## EXERCISE DESCRIPTION
Set down the data below from its first line to the line holding "7, 8, 9, 10];", inclusive; omit all pictures.

## INFORMATION SHOWN
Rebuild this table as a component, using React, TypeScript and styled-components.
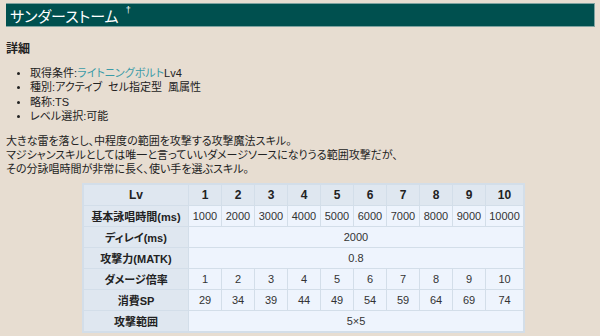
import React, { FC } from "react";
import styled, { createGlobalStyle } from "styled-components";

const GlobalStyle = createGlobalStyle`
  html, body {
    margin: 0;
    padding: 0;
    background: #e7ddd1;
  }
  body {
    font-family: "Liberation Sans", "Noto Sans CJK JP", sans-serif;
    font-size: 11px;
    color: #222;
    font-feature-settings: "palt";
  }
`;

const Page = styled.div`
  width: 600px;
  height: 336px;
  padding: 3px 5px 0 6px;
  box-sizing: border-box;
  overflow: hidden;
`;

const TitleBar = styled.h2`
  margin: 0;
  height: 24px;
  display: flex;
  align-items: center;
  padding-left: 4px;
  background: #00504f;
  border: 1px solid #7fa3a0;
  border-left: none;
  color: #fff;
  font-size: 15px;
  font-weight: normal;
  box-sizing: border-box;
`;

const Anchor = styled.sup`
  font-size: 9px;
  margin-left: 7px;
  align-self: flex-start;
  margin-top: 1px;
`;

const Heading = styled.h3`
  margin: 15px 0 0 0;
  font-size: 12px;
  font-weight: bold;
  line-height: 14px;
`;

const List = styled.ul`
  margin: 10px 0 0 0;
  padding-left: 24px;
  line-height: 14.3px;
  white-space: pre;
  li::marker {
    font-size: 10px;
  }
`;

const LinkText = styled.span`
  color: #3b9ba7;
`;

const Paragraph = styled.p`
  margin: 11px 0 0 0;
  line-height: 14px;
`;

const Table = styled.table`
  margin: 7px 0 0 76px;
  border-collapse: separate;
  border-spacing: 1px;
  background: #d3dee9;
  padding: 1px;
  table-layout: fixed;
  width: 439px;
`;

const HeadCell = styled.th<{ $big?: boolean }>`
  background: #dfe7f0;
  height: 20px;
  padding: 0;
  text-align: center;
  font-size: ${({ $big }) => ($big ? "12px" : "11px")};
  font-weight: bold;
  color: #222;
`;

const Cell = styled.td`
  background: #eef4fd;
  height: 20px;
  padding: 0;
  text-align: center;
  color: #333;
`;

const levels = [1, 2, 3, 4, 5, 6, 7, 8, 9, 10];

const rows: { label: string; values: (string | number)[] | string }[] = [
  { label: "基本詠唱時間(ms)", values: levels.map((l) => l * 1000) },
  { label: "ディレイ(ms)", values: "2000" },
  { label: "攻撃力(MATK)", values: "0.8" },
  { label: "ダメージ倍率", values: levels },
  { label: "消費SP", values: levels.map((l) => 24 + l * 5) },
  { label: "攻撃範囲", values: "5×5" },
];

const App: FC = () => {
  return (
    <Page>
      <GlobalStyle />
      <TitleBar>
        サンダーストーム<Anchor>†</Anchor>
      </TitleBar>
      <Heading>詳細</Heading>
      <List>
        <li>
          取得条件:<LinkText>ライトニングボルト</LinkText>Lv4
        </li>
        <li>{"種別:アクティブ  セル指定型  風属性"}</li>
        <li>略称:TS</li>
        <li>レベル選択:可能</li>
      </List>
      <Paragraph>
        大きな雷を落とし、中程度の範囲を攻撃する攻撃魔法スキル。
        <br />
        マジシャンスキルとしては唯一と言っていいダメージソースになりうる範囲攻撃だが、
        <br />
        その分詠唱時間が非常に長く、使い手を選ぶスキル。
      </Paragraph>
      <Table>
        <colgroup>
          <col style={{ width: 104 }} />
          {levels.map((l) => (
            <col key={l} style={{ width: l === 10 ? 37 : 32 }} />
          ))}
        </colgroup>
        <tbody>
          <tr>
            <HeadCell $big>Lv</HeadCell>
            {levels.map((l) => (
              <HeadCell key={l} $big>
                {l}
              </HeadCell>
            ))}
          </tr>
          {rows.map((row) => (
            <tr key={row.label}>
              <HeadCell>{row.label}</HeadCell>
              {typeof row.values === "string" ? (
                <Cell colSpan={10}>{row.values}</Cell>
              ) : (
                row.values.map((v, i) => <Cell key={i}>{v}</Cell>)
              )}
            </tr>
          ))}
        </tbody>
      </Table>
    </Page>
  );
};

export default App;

## FINAL RESULT
Rebuild this table as a component, using React, TypeScript and styled-components.
import React, { FC } from "react";
import styled, { createGlobalStyle } from "styled-components";

const GlobalStyle = createGlobalStyle`
  html, body {
    margin: 0;
    padding: 0;
    background: #e7ddd1;
  }
  body {
    font-family: "Liberation Sans", "Noto Sans CJK JP", sans-serif;
    font-size: 11px;
    color: #222;
    font-feature-settings: "palt";
  }
`;

const Page = styled.div`
  width: 600px;
  height: 336px;
  padding: 3px 5px 0 6px;
  box-sizing: border-box;
  overflow: hidden;
`;

const TitleBar = styled.h2`
  margin: 0;
  height: 24px;
  display: flex;
  align-items: center;
  padding-left: 4px;
  background: #00504f;
  border: 1px solid #7fa3a0;
  border-left: none;
  color: #fff;
  font-size: 15px;
  font-weight: normal;
  box-sizing: border-box;
`;

const Anchor = styled.sup`
  font-size: 9px;
  margin-left: 7px;
  align-self: flex-start;
  margin-top: 1px;
`;

const Heading = styled.h3`
  margin: 15px 0 0 0;
  font-size: 12px;
  font-weight: bold;
  line-height: 14px;
`;

const List = styled.ul`
  margin: 10px 0 0 0;
  padding-left: 24px;
  line-height: 14.3px;
  white-space: pre;
  li::marker {
    font-size: 10px;
  }
`;

const LinkText = styled.span`
  color: #3b9ba7;
`;

const Paragraph = styled.p`
  margin: 11px 0 0 0;
  line-height: 14px;
`;

const Table = styled.table`
  margin: 7px 0 0 76px;
  border-collapse: separate;
  border-spacing: 1px;
  background: #d3dee9;
  padding: 1px;
  table-layout: fixed;
  width: 439px;
`;

const HeadCell = styled.th<{ $big?: boolean }>`
  background: #dfe7f0;
  height: 20px;
  padding: 0;
  text-align: center;
  font-size: ${({ $big }) => ($big ? "12px" : "11px")};
  font-weight: bold;
  color: #222;
`;

const Cell = styled.td`
  background: #eef4fd;
  height: 20px;
  padding: 0;
  text-align: center;
  color: #333;
`;

const levels = [1, 2, 3, 4, 5, 6, 7, 8, 9, 10];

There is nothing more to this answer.